I highly recommend starting with the SO-ARM101 and the LeRobot tutorial. They're super cheap, its insanely quick to get started, and you can even buy pre-made kits like at https://partabot.com . It's the "Hello World" of robotics now, imo.

Don't bother with a Jetson Nano, you don't need that to get started, and by the time you need that you'll know a lot already. You can just drive the robot from your laptop!

Getting to training your own VLA fine-tuned model is a super quick and easy process. You can see examples of other people completing the tutorial and uploading their training/evaluation datasets here (shameless plug for my thing): https://app.destroyrobots.com

I wouldn't bother much with ROS at first tbh.

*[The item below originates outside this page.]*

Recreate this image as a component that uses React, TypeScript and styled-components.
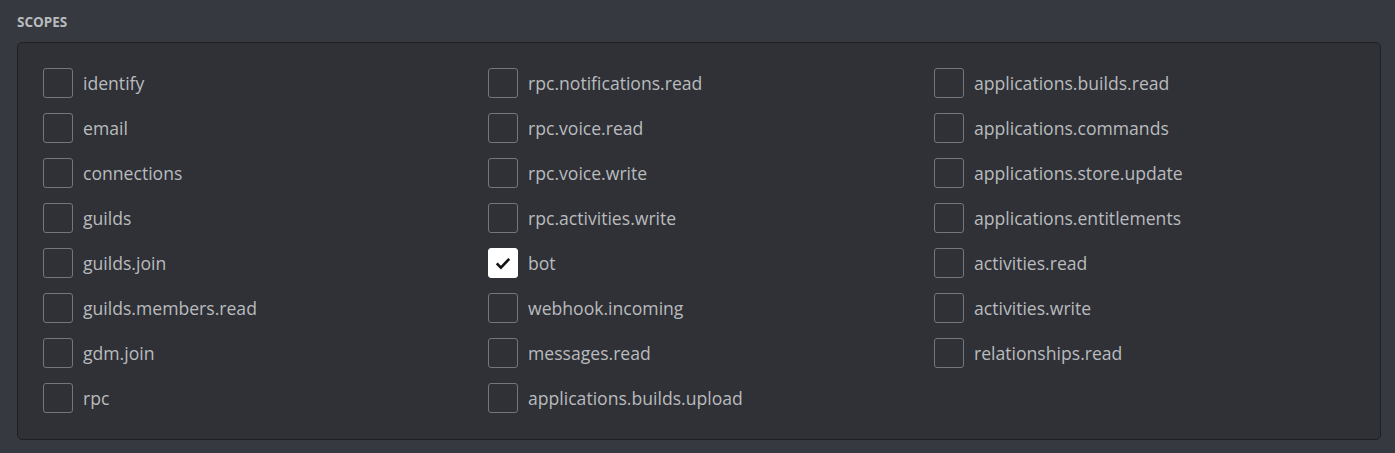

It'll bog you down, and startups are moving toward using other approaches that are more developer friendly, like Rust-based embedded.

You can go far with a robot connected to USB though!

Maybe ROS is the way to get started in robotics and for AGVs it's probably the most resourced thing one could learn.

But that is really only for AGVs. Once you get into the air, it's all Mavlink (always has been), ASVs and AUVs still run MOOS, and robotic arms are far more likely to use ABB studio than Moveit and the research is going towards LeRobot with end-to-end control, not classical methods. IoT systems are mostly Home Assistant, and well, some just use MQTT directly instead.

ROS is probably not as ubiquitous as us ROS devs would like to believe, what one should learn really depends on the field one wants to be in.

  • Definitely! I agree with everything you said.

    ROS is still very heavily used in industry and is growing in absolute terms, but most of the newer frameworks and research are learning towards e2e methods.

    But even if you don't use ROS, it really helps to have a working knowledge of how it approaches things like pubsub, logging + replay, transforms, etc.